Movement is essential to this hound. He reaches in the front and drives in the rear equally. You will see what is called tummy tapping where the hind leg hits the underside or belly of the hound. You will also see front action that I call sieg heil or a Nazi salute with the front legs. Both actions are objectionable and indicate a poorly built and non functional Dachshund.

Do not accept any Toy like features in the Miniature. While he is a diminutive version of the Standard, he is not a Toy dog. He is a hunting hound.

Excuse from your ring any shy or timid Dachshund - this is a serious fault.

Is there something that every judge of Dachshunds should do (not do) or notice (not notice)?
What I first note on the table examination is correct size, proportion and substance.

Are the three Ls there?

Remember the Dachshund is examined on the table and judged on the ground. Never bend over the Dachshund when on the ground to exam the dog. The dog must go back on the table for re-examination.

Please do not be afraid to weigh the miniature if you think it is too heavy or large. Familiarize yourself with how to use a scale.  Unfortunately in the US a Mini can only be weighed when it is entered in the Mini class.

Does the head taper properly? Are the eyes correctly sized? You don’t want a large or prominent eye because that style of eye will be injured very quickly. Are the nostrils open and large? Is there a slight roman nose?  Note too very large teeth in a strong jaw.

His neck must be arched and strong to support holding a mouth full of vermin.
I think of the whole hound as being slippery from nose to tail. He can slide in and slide out of any hole or warren.

I put my hands on the front of the prosternum and check for the important dimples. Follow the entire sternum bone and make sure it ends well behind the elbow line. I also lay my index finger across the top of the second thigh. A Dachshund that is properly built should be able to have a pencil laid across the tops of the second thighs and not fall off.

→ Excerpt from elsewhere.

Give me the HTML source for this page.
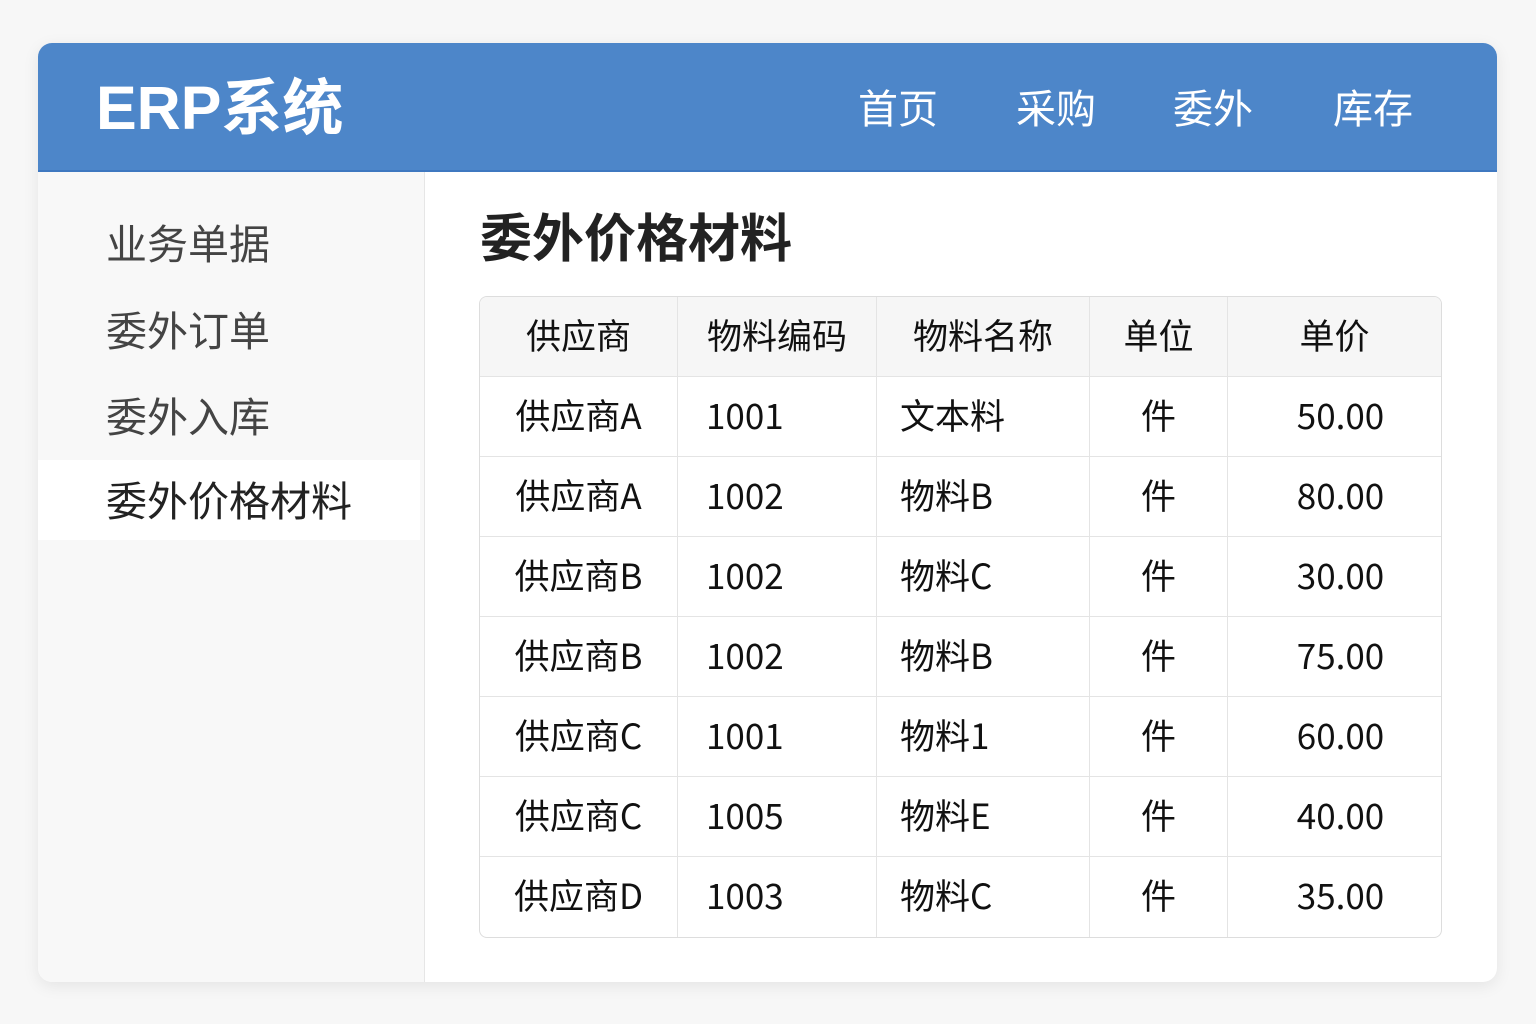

Check for proper coat texture in each variety during the exam.

Use your hands to examine both sides of the dog. This is a breed that is examined on the table. You need to get in and out quickly. They hate being fussed with and don’t need a full body massage. Do your exam. Let your hands give you sufficient information. Then you can put him on the ground and really judge. He needs to be bold but please do not reach down to touch him once the hound is on the ground.

What have breeders worked hard to achieve in the breed that should be acknowledged?
There is only one Dachshund. There are no excuses for differences in coat and weight. Over the years the Mini breeders have done an outstanding job in eliminating toy features in the Mini.

Conversely, what do you see that could become a problem?
We do not use our dogs in their basic original purposes. That does not mean we don’t need to be mindful of what they are. This is a breed that makes a great companion but they are not hot house flowers. They are bold, confident, clever, lively, courageous and highly intelligent. This is a lot of hunting hound with robust muscular condition in a small package.

Is there something that every judge of Dachshunds should do (not do) or notice (not notice)?
Examine on the table and judge on the ground.

Look for extreme and proper angulation based on the three Ls – Long, Low, and Level..

Remember the basic original purpose of the breed.

Trust your good instincts, based on the Breed Standard.